The sliding flexible track 12 not only can be flexed into a curved configuration (FIGS. 5B, 7), but it can be left in its unflexed configuration (FIGS. 5A, 6) to accommodate straight configured installations, or one can combine curved and straight configurations in the same installations. The sliding flexible track lighting system 10 does not require large tools or machinery for pre-installation bending. Flexible track 12 is ready to be installed or replaced without the need of further preparation of the material. As shown in FIGS. 5B and 7, a plurality of mounting bushings 30 are mounted along a surface 1 in the desired configuration of the sliding flexible track 12. Sliding flexible track 12 is then inserted into the bushings 30 and subsequently set and secured by set screws 38 into the desired curved position, while the sliding mechanism substantially reduces the compression and stretching of the track material. This embodiment allows for the design and configuration of the track lighting system 10 to be pre-planned before installation, and the convenience of “on the spot” adjustments as needed.

As shown in FIGS. 6 and 7 the sliding flexible track lighting system 10 is mounted to surface 1 with the strip conductors 26 located side to side in each respective channel 24. Side to side strip conductors allow the flexible track 12 to be surface mounted directly to ceilings and other relatively flat surfaces or suspended therefrom. Mounting bushings 30 are attached to surface 1 and spaced along the length of the sliding flexible track 12. This gives flexible track lighting system 10 a low profile from surface 1. Mounting bushings 30 can be configured in a number of different sizes or shapes and still function to set and secure the curvature of the sliding flexible track 12. Also shown in FIGS. 6 and 7, the light fixtures 50 of the system connect to the sliding flexible track 12 by means of a mounting adaptor 40 (FIGS. 3A, 3B). Once the mounting adaptor 40 is placed at its desired location on the sliding flexible track 12, the adapter is then twisted to retain it in the channels 24 located on the outside surface 28 of the flexible track members 16, 18. As shown in FIGS. 3A and 3B, mounting adaptor 40 contains two upper 42 and two lower blades 44. The two lower blades 44 of the adaptor come into contact with the strip conductors 26, located in bottom channel 24, upon twisting of the adaptor. The two lower blades 44 transfer power from each strip conductor 26 to light fixture 50. The upper two blades 42 seat into top channels 22 of the flexible track members 16, 18 (FIG. 1), upon twisting of the adapter 40, and thus retain and secure the light fixture 50 to the track.

Although the sliding flexible track lighting system 10 is shown in the drawings as being surface mounted (FIGS. 6 and 7), track 12 does not have to be directly mounted to a ceiling or other relatively flat surface. Sliding flexible track 12 can be used with various mounting arrangements known in the art. For example, the sliding flexible track 12 could be suspended from the surface with the use of an I-beam suspension structure (not illustrated). Also, the light fixture 50 and mounting adaptor 40 shown are merely representative of luminairies in general, and it should be understood that there are many variations of fixtures and mounting adaptors that may be used with the sliding flexible track 12.

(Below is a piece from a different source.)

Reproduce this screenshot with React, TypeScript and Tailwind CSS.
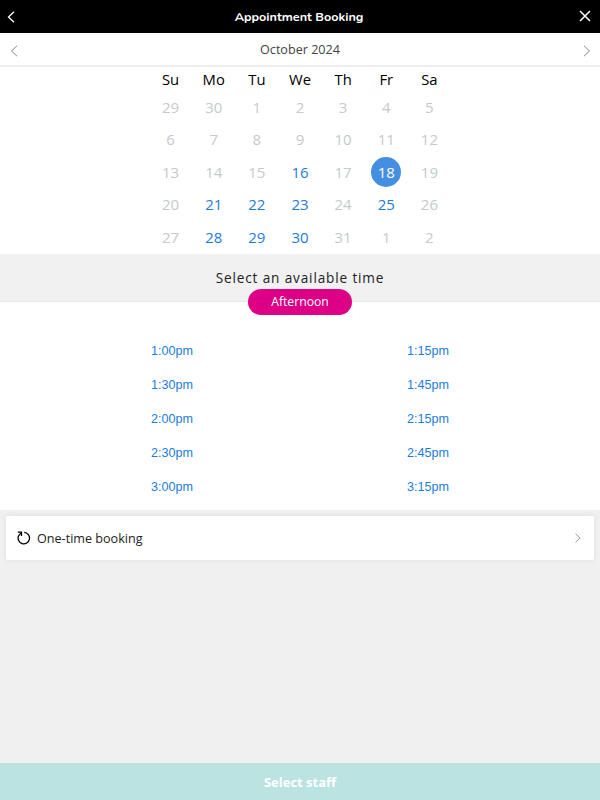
const weekdays = ['Su', 'Mo', 'Tu', 'We', 'Th', 'Fr', 'Sa'];

const days = [
	29, 30, 1, 2, 3, 4, 5,
	6, 7, 8, 9, 10, 11, 12,
	13, 14, 15, 16, 17, 18, 19,
	20, 21, 22, 23, 24, 25, 26,
	27, 28, 29, 30, 31, 1, 2,
];

// positions in the grid, since the leading and trailing days repeat numbers
const available = [17, 22, 23, 24, 26, 29, 30, 31];
const selected = 19;

const times = [
	'1:00pm', '1:15pm',
	'1:30pm', '1:45pm',
	'2:00pm', '2:15pm',
	'2:30pm', '2:45pm',
	'3:00pm', '3:15pm',
];

const Chevron = ({ points, className }: { points: string; className: string }) => (
	<svg viewBox="0 0 8 12" className={className} fill="none" stroke="currentColor">
		<polyline points={points} />
	</svg>
);

const LEFT = '7,0.8 1.5,6 7,11.2';
const RIGHT = '1,0.8 6.5,6 1,11.2';

const dayClass = (index: number) => {
	if (index === selected) return 'bg-[#458fe3] text-white font-normal';
	if (available.includes(index)) return 'text-[#1b7ce0] font-normal';
	return 'text-[#c3cbcc]';
};

const Header = () => (
	<header className="flex h-[33px] items-center justify-between bg-black pr-[9px] pl-[7px] text-white">
		<button className="w-3">
			<Chevron points={LEFT} className="h-3 w-2 stroke-[1.3]" />
		</button>
		<h1 className="pt-px font-['Nunito','Open_Sans',sans-serif] text-[12.6px] font-bold">Appointment Booking</h1>
		<button className="flex w-3 justify-end">
			<svg viewBox="0 0 12 12" className="mb-px size-3 stroke-[1.5]" stroke="currentColor">
				<path d="M1 1l10 10M11 1L1 11" />
			</svg>
		</button>
	</header>
);

const Calendar = () => (
	<section className="h-[221px]">
		<div className="flex h-[34px] items-center justify-between border-b-2 border-[#ebeff0] pt-[3px] px-[9.5px] text-[#7c898c]">
			<Chevron points={LEFT} className="h-3 w-2" />
			<h2 className="text-[12.6px] text-[#444]">October 2024</h2>
			<Chevron points={RIGHT} className="h-3 w-2" />
		</div>
		<div className="mx-auto grid w-[302px] grid-cols-7 text-center text-[15px] font-[370]">
			{weekdays.map((day) => (
				<div key={day} className="h-[23.5px] text-[14.8px] leading-[24px] font-normal text-black">{day}</div>
			))}
			{days.map((day, i) => (
				<div key={i} className="flex h-[32.6px] items-center justify-center">
					<span className={`flex size-[30px] items-center justify-center rounded-full ${dayClass(i)}`}>{day}</span>
				</div>
			))}
		</div>
	</section>
);

const Times = () => (
	<section>
		<div className="flex h-12 flex-col items-center border-b border-[#e4eaeb] bg-[#f1f1f1] pt-[14px]">
			<p className="h-[21px] shrink-0 text-[13.6px] leading-[20px] tracking-[0.85px] text-[#222]">Select an available time</p>
			<div className="h-[26px] w-[104px] shrink-0 rounded-full bg-[#dd0086] text-center text-[12.2px] leading-[26px] text-white">
				Afternoon
			</div>
		</div>
		<div className="grid h-[208px] grid-cols-[256px_256px] content-start justify-center pt-[32px] font-['Liberation_Sans',Arial,sans-serif]">
			{times.map((time) => (
				<div key={time} className="h-[34px] text-center text-[12.6px] leading-[34px] text-[#1b7ce0]">{time}</div>
			))}
		</div>
	</section>
);

export default function App() {
	return (
		<main className="flex h-[800px] w-[600px] flex-col bg-[#f0f0f0] font-['Open_Sans','Noto_Sans',sans-serif]">
			<Header />
			<div className="bg-white">
				<Calendar />
				<Times />
			</div>
			<div className="mx-[6px] mt-[6px] flex h-[44px] items-center rounded-[2px] bg-white pr-[12px] pl-[11px] text-[#222] shadow-[0_0_5px_rgba(0,0,0,0.08)]">
				<svg viewBox="0 0 14 14" className="mr-[6px] h-[14px] w-[14px] text-black" fill="none" stroke="currentColor" strokeWidth="1.3">
					<path d="M7.2 1.4A5.7 5.7 0 1 1 1.6 4.8L4.2 1.6" />
					<path d="M0.8 1.2H4.5V5" />
				</svg>
				<span className="pt-[2px] text-[12.6px]">One-time booking</span>
				<Chevron points={RIGHT} className="ml-auto h-[10px] w-[8px] text-[#888]" />
			</div>
			<button className="mt-auto h-[37px] bg-[#bae3e2] pt-[2px] text-[13px] font-bold text-white">Select staff</button>
		</main>
	);
}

Another embodiment of the present invention as shown in FIG. 8, provides a key connection 62 and a slot 63 between the two flexible track members 16, 18. Key connection 62 is another embodiment of the mechanism which allows the track members 16, 18 to slide relative to each other. Key connection 62 extends longitudinally from inner surface 29 of flexible track 18 and mates within slot 63 which extends longitudinally from inner surface 29 of flexible track 16. Key connection 62 and corresponding slot 63 assists in maintaining the interconnection between each separate track member 16, 18 during the handling and flexing of flexible track 12 into its curved configuration. The profile of the flexible track members 16, 18 as shown with key connection 62 and slot 63 in FIG. 8 is merely representative of another embodiment of the present invention and it should be understood that there are many variations of the profile, including key connection 62 and slot 63, that may be used with the sliding flexible track 12. Thus, the profiles of the two track members 16, 18 do not have to mirror each other to still allow for the desired sliding mechanism.

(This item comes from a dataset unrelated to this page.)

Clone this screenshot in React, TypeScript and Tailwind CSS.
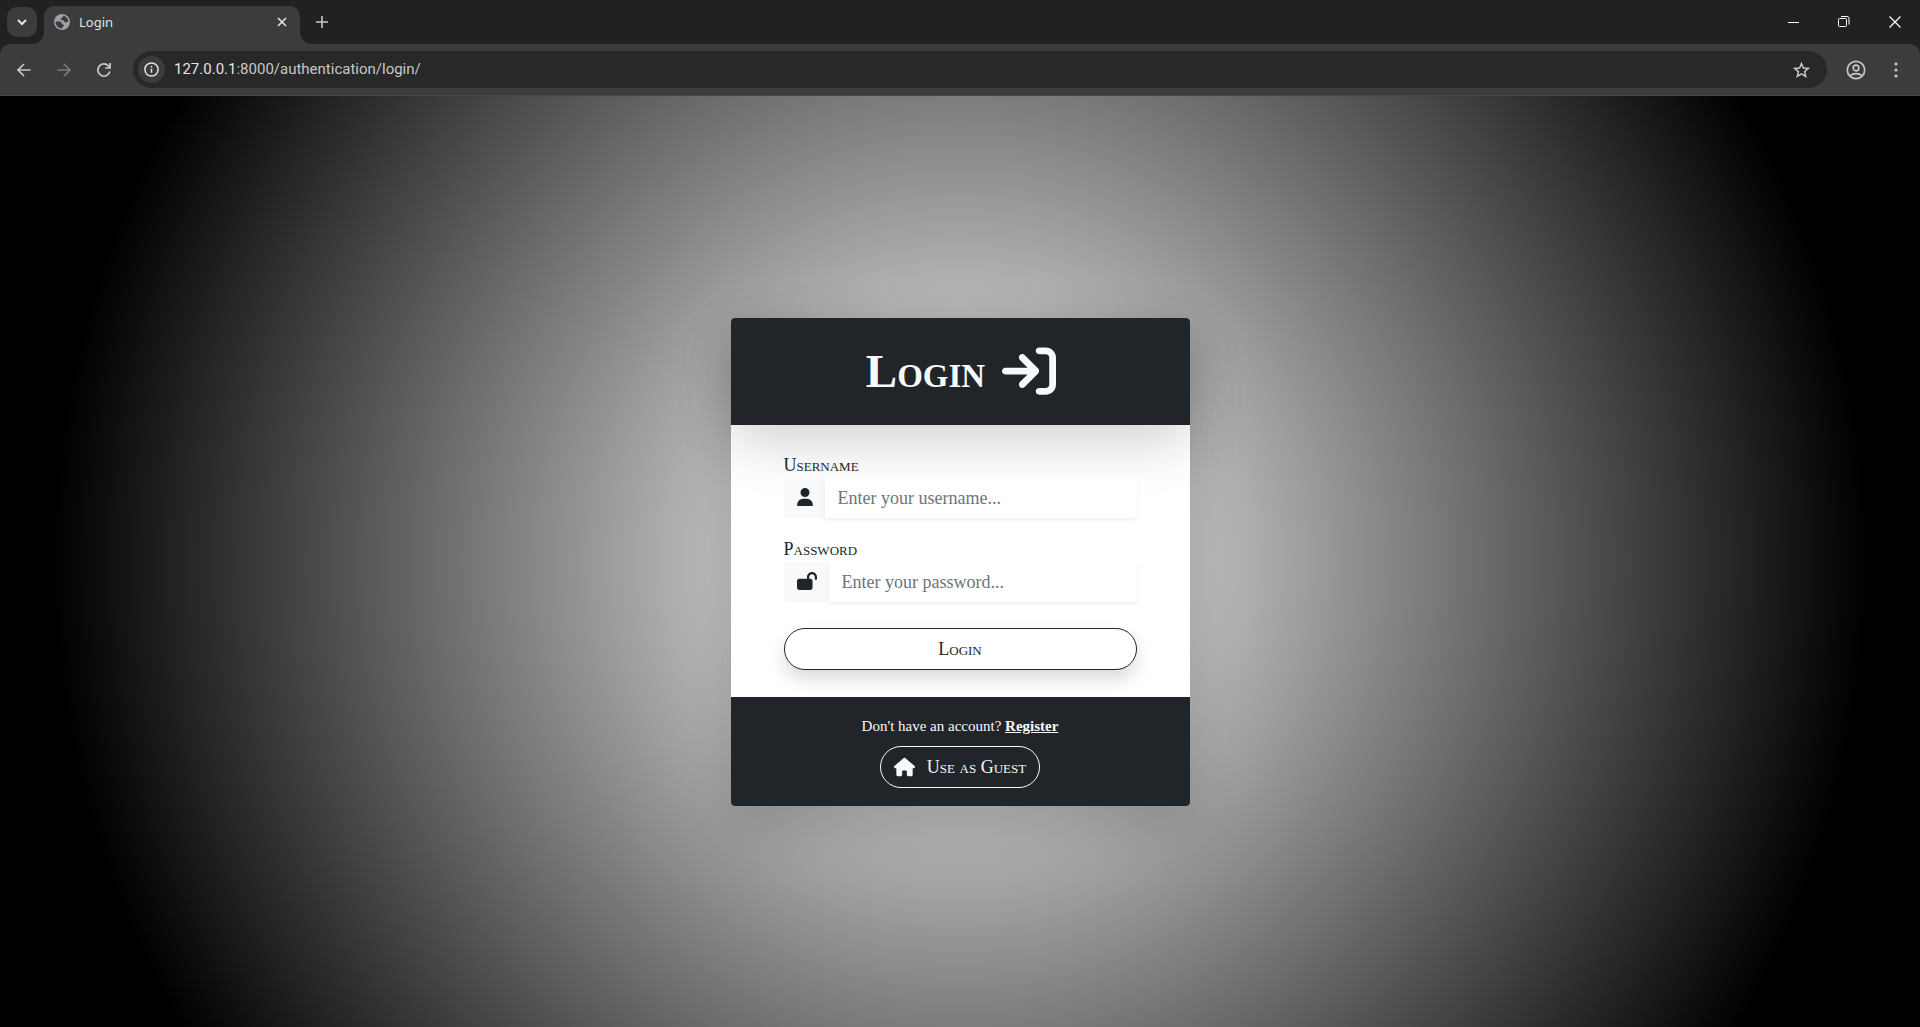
import React from 'react';
import { FaArrowRightToBracket, FaHouse, FaLockOpen, FaUser } from 'react-icons/fa6';

function TabStrip() {
  return (
    <div className="flex h-11 bg-[#202221]">
      <div className="w-11 shrink-0 pl-[7px] pt-[7px]">
        <button aria-label="Search tabs" className="flex h-[30px] w-[30px] items-center justify-center rounded-[10px] bg-[#3c3c3c] text-[#e3e3e3]">
          <svg width="10" height="10" viewBox="0 0 10 10" fill="none" stroke="currentColor" strokeWidth="2"><path d="M1 3l4 4 4-4" /></svg>
        </button>
      </div>
      <div className="relative mt-[6px] flex w-64 shrink-0 items-center rounded-t-[10px] bg-[#3c3c3c] pb-[6px] pl-[9px] pr-2">
        <span className="absolute -left-3 bottom-0 h-3 w-3 bg-[radial-gradient(circle_at_0_0,transparent_12px,#3c3c3c_12px)]" />
        <span className="absolute -right-3 bottom-0 h-3 w-3 bg-[radial-gradient(circle_at_100%_0,transparent_12px,#3c3c3c_12px)]" />
        <svg width="18" height="18" viewBox="0 0 18 18">
          <circle cx="9" cy="9" r="8" fill="#9aa0a6" />
          <path d="M2.500 8.500c2 0 4.500-.4 5.500.5 1 .8.200 1.800 1.200 2.300s1.800.2 1.800 1.200-1.800 1-1.800 2.200v.8C5.500 15.500 2.500 12.500 2.500 8.500zM10.500 2.700c2.500.6 4.700 3 5 5.800-1.300.2-2.200 1.300-3.500.8-1.200-.4-.8-1.700-1.800-2-1.200-.4-2.700.2-2.700-1s1.600-1 2-1.800.2-1.300 1-1.800z" fill="#3c3c3c" />
        </svg>
        <span className="ml-2 grow pt-0.5 text-[13px] text-[#e3e3e3]">Login</span>
        <button aria-label="Close tab" className="flex h-5 w-5 items-center justify-center text-[#e3e3e3]">
          <svg width="10" height="10" viewBox="0 0 10 10" fill="none" stroke="currentColor" strokeWidth="1.600"><path d="M1 1l8 8M9 1L1 9" /></svg>
        </button>
      </div>
      <button aria-label="New tab" className="ml-3 flex h-11 w-5 items-center justify-center text-[#c7c7c7]">
        <svg width="12" height="12" viewBox="0 0 12 12" fill="none" stroke="currentColor" strokeWidth="1.600"><path d="M6 0v12M0 6h12" /></svg>
      </button>
      <div className="ml-auto flex text-white">
        <button aria-label="Minimize" className="flex w-[50px] items-center justify-center">
          <svg width="11" height="11" viewBox="0 0 11 11" stroke="currentColor"><path d="M0 5.500h11" /></svg>
        </button>
        <button aria-label="Restore" className="flex w-[51px] items-center justify-center">
          <svg width="12" height="12" viewBox="0 0 12 12" fill="none" stroke="currentColor"><rect x=".5" y="2.500" width="8" height="8" rx="1" /><path d="M3 .5h6a2 2 0 0 1 2 2v6" /></svg>
        </button>
        <button aria-label="Close window" className="flex w-[51px] items-center justify-center">
          <svg width="12" height="12" viewBox="0 0 12 12" fill="none" stroke="currentColor" strokeWidth="1.200"><path d="M.5.5l11 11M11.500.5l-11 11" /></svg>
        </button>
      </div>
    </div>
  );
}

function Toolbar() {
  return (
    <div className="bg-[#202221]">
      <div className="flex h-[52px] items-center rounded-t-[10px] border-b border-[#4a4a4a] bg-[#3c3c3c] pl-1 text-[#c7c7c7]">
        <button aria-label="Back" className="flex h-10 w-10 items-center justify-center">
          <svg width="14" height="14" viewBox="0 0 14 14" fill="none" stroke="currentColor" strokeWidth="1.700"><path d="M13.500 7H1.500M7 1L1 7l6 6" /></svg>
        </button>
        <button aria-label="Forward" disabled className="flex h-10 w-10 items-center justify-center text-[#7c7c7c]">
          <svg width="14" height="14" viewBox="0 0 14 14" fill="none" stroke="currentColor" strokeWidth="1.700"><path d="M.5 7h12M7 1l6 6-6 6" /></svg>
        </button>
        <button aria-label="Reload" className="flex h-10 w-10 items-center justify-center">
          <svg width="14" height="14" viewBox="0 0 14 14" fill="none" stroke="currentColor" strokeWidth="1.700"><path d="M12.900 8.500A6.100 6.100 0 1 1 11.500 2.900L13 4.500M13.100 0v5H8.200" /></svg>
        </button>
        <div className="ml-[9px] flex h-[37px] grow items-center rounded-full bg-[#282828] pl-[5px] pr-[17px]">
          <button aria-label="View site information" className="flex h-[27px] w-[27px] shrink-0 items-center justify-center rounded-full bg-[#3c3c3c] text-[#e3e3e3]">
            <svg width="15" height="15" viewBox="0 0 15 15" fill="none" stroke="currentColor" strokeWidth="1.500"><circle cx="7.500" cy="7.500" r="6.600" /><path d="M7.500 6.700v4M7.500 4v1.500" /></svg>
          </button>
          <div className="grow pl-[9px] font-[Roboto,sans-serif] text-[15px] text-[#c7c7c7]"><span className="text-[#e3e3e3]">127.0.0.1</span>:8000/authentication/login/</div>
          <button aria-label="Bookmark this page">
            <svg width="17" height="16" viewBox="0 0 17 16" fill="none" stroke="currentColor" strokeWidth="1.500"><path d="M8.500 1.500l1.900 4.500 4.900.4-3.700 3.200 1.100 4.800-4.200-2.600-4.200 2.600 1.100-4.800L1.700 6.400l4.900-.4z" /></svg>
          </button>
        </div>
        <button aria-label="Profile" className="ml-[19px]">
          <svg width="20" height="20" viewBox="0 0 20 20" fill="none" stroke="currentColor" strokeWidth="1.700"><circle cx="10" cy="10" r="8.700" /><circle cx="10" cy="8" r="2.800" /><path d="M4 15.800c3-3 9-3 12 0" /></svg>
        </button>
        <button aria-label="Menu" className="ml-[22px] mr-4 flex w-4 justify-center">
          <svg width="4" height="16" viewBox="0 0 4 16" fill="currentColor"><circle cx="2" cy="2" r="1.600" /><circle cx="2" cy="8" r="1.600" /><circle cx="2" cy="14" r="1.600" /></svg>
        </button>
      </div>
    </div>
  );
}

type FieldProps = { id: string; label: string; type: string; placeholder: string; icon: React.ReactNode };

function Field({ id, label, type, placeholder, icon }: FieldProps) {
  return (
    <div>
      <label htmlFor={id} className="block h-[26px] text-[18px] leading-[26px] [font-variant:small-caps]">{label}</label>
      <div className="flex h-10">
        <span className="flex items-center rounded-l bg-[#f8f9fa] pb-[2px] pl-[13px] pr-3">{icon}</span>
        <input
          id={id}
          type={type}
          placeholder={placeholder}
          className="min-w-0 grow rounded-r bg-white px-[13px] pt-0.5 text-[18px] shadow-[0_2px_4px_rgba(0,0,0,0.075)] outline-none placeholder:text-[#6c757d]"
        />
      </div>
    </div>
  );
}

function LoginCard() {
  return (
    <form
      onSubmit={(e) => e.preventDefault()}
      className="w-[459px] rounded bg-white font-['Liberation_Serif',serif] text-[#212529] shadow-[0_18px_53px_rgba(0,0,0,0.175)]"
    >
      <header className="flex h-[107px] items-center justify-center gap-[17px] rounded-t bg-[#212529] pl-0.5 text-[#f8f9fa] shadow-[0_18px_53px_rgba(0,0,0,0.175)]">
        <h1 className="text-[47px] font-bold leading-none [font-variant:small-caps]">Login</h1>
        <FaArrowRightToBracket size={54} />
      </header>
      <div className="flex flex-col px-[53px] pb-[27px] pt-[27px]">
        <div className="flex flex-col gap-[18px]">
          <Field id="username" label="Username" type="text" placeholder="Enter your username..." icon={<FaUser className="h-[18px] w-4" />} />
          <Field id="password" label="Password" type="password" placeholder="Enter your password..." icon={<FaLockOpen className="h-[18px] w-5" />} />
        </div>
        <button className="mt-[26px] h-[42px] rounded-full border border-[#212529] bg-white pt-0.5 text-[18px] shadow-[0_9px_18px_rgba(0,0,0,0.15)] [font-variant:small-caps]">
          Login
        </button>
      </div>
      <footer className="flex flex-col items-center rounded-b bg-[#212529] pb-[18px] pt-[18px] text-[#f8f9fa]">
        <p className="text-[15px] leading-[23px]">
          Don't have an account? <a href="#register" className="font-bold underline">Register</a>
        </p>
        <button type="button" className="mt-2 flex h-[42px] items-center gap-3 rounded-full border border-[#f8f9fa] px-[13px] text-[18px]">
          <FaHouse className="h-5 w-[21px]" />
          <span className="pt-0.5 [font-variant:small-caps]">Use as Guest</span>
        </button>
      </footer>
    </form>
  );
}

export default function App() {
  return (
    <div className="flex min-h-screen flex-col font-['Noto_Sans',sans-serif]">
      <TabStrip />
      <Toolbar />
      <main className="flex grow items-center justify-center bg-[radial-gradient(circle,#fff,#000_85%)]">
        <LoginCard />
      </main>
    </div>
  );
}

Also shown in FIG. 8, a ground connector 64 may be incorporated in top channel 22 of a flexible track member 18, or alternatively in track member 16. Ground connector 64 is used in conjunction with the strip conductors 26 to provide for a grounded electrical system for use in the line voltage applications of this embodiment of the present invention.

Not illustrated in the drawings, an inline connector attachment. This inline connector attachment can be used to attach the ends of successive flexible track members 16, 18 both mechanically and electrically to lengthen the sliding flexible track 12 to the desired length of the application.

It is understood that while certain embodiments of the invention have been illustrated and described, it is not limited thereto except insofar as such limitations are included in the following claims and allowable functional equivalents thereof.